This Is How Anti-CAB Protests Raging Across Northeast Could Have Been Preempted

Members of Asom Gana Parishad had taken out a protest rally in Guwahati in October last year against the centre’s bid to pass the Citizenship (Amendment) Bill. (Rajib Jyoti Sarma/Hindustan Times via Getty Images)
  • The Northeasterners fear that the CAB would open the floodgates of large-scale influx of Hindus from Bangladesh into the six states of the region, thus reducing the indigenous people to a minority in their own states.

    Clearly, the BJP needs more convincing to do on the ground if the real intent of the Bill is to be widely conveyed.

The protests that raged across the entire Northeast on Tuesday (10 December) against the Citizenship Amendment Bill (CAB) has exposed the groundswell of resentment against this legislation.

What it has also exposed is the failure of the BJP to preempt these protests. The protests have erupted due to fears and misgivings of the people of the Northeast of being swamped by Bengali Hindu migrants from Bangladesh.

The Northeasterners fear that the CAB would open the floodgates of large-scale influx of Hindus from Bangladesh into the six states of the region, thus reducing the indigenous people to a minority in their own states.


The organisations spearheading the anti-CAB protests, and the Congress, which is covertly fuelling it, have held up the example of Tripura where the indigenous tribals have been reduced to a minority (30 per cent) in the state.

Large-scale and unabated migration of mostly Bengali Hindus from East Bengal (and then East Pakistan and subsequently Bangladesh) has resulted in the Tripuris (or Twipras) being reduced to a minority in that erstwhile princely state that was ruled by Twipra kings.

The BJP failed to highlight the fact that the cut-off date for granting Indian citizenship to Bengali Hindus (and five other communities) is December 2014. All those who have entered India or shall enter India illegally after December 2014 will be treated as ‘infiltrators’ and will have to face the law.


The Union government did hold consultations with various organisations — students’ bodies, civil society groups and political parties — before introducing the Bill, but those who attended these ‘consultations’ a couple of weeks ago in New Delhi say they were perfunctory in nature.

According to them, only a “vague assurance” that the interests of the indigenous people of the region would be safeguarded was given at these consultations.

Clearly, the BJP’s political managers could not convince the people of the region that this assurance was sincere. Also, the ‘consultations’ need not have been hurried and held at the last-minute.
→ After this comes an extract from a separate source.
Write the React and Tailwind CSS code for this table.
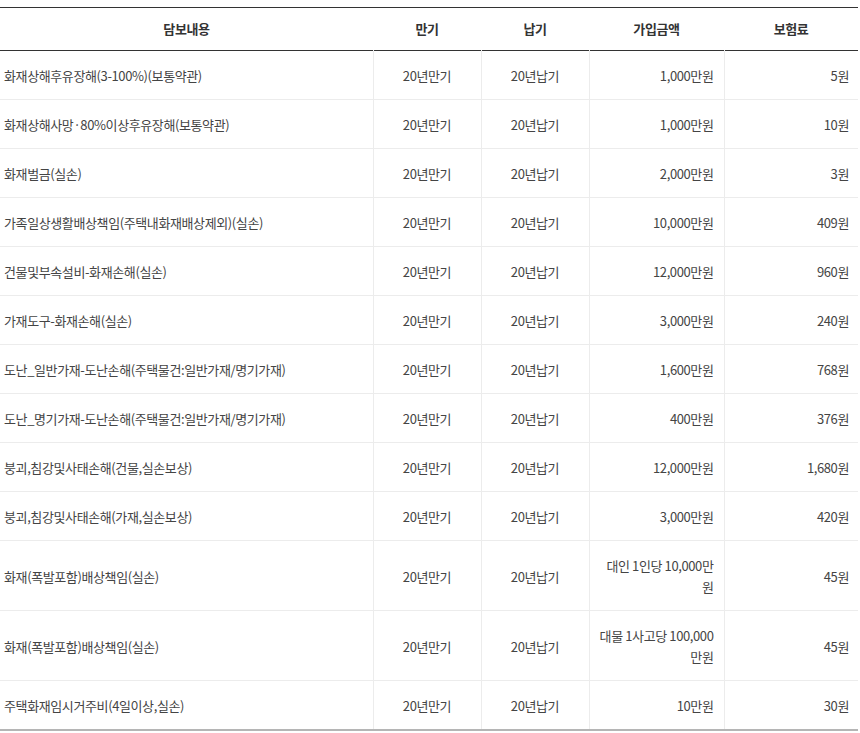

The CAB does exempt the entire Arunachal Pradesh, Nagaland, Manipur, Mizoram, Meghalaya and the tribal pockets of Assam and Tripura from its purview. These are tribal states under the Sixth Schedule of the Constitution and areas where the Inner Line Permit (ILP) regulations are in force.

But that exemption has clearly not cut any ice and failed to reassure the people of the region that they will not be reduced to hapless minorities in their own lands, like their Tripuri brethren.

New Delhi has also erred by not exempting the Brahmaputra Valley of Assam — now the epicenter of the anti-CAB protests — from the purview of the Bill.


Assam has borne the brunt, and the huge burden of large-scale influx of Bengali-speaking infiltrators from Bangladesh. In many parts of the state, the Assamese-speaking and the indigenous tribals of the state have been swamped by Bengali-speaking migrants.

Thus, the Assamese-speaking harbour genuine fears about becoming a minority in Assam and losing their identity, culture, traditions and heritage. This fear has not been addressed.

The Union government would have been well-advised to keep the entire region out of the purview of the CAB. That would have calmed the latent fears of the people of the region.


Also, as is the case with Tripura now, the state administrations were not geared up to face the anti-CAB protests. In Assam as well, the state administration seems to have been caught unawares by the scale and intensity of the protests.

Internet services were suspended in Tripura on Tuesday afternoon after rumours of tribal-non tribal clashes and violence began flooding social media. The rumours stoked more tension and Tripura appeared to be on the verge of a conflagration, prompting the state administration to impose the blackout.

The Union government needs to tweak the CAB to exclude the entire Northeastern region from its purview.


And the BJP’s political managers need to launch an intensive campaign to convince the people of the region that the CAB will not affect them. A few measures to shore up the existing guarantees and protections accorded to the indigenous people of the region would also help soothe nerves and calm tempers.

If left unaddressed, the Northeast could once again slide into unrest and violence. And that would cast an ominous shadow on the CAB, which is otherwise a much-needed legislation, while also derailing existing and proposed initiatives under Prime Minister Modi’s ‘Act East’ policy.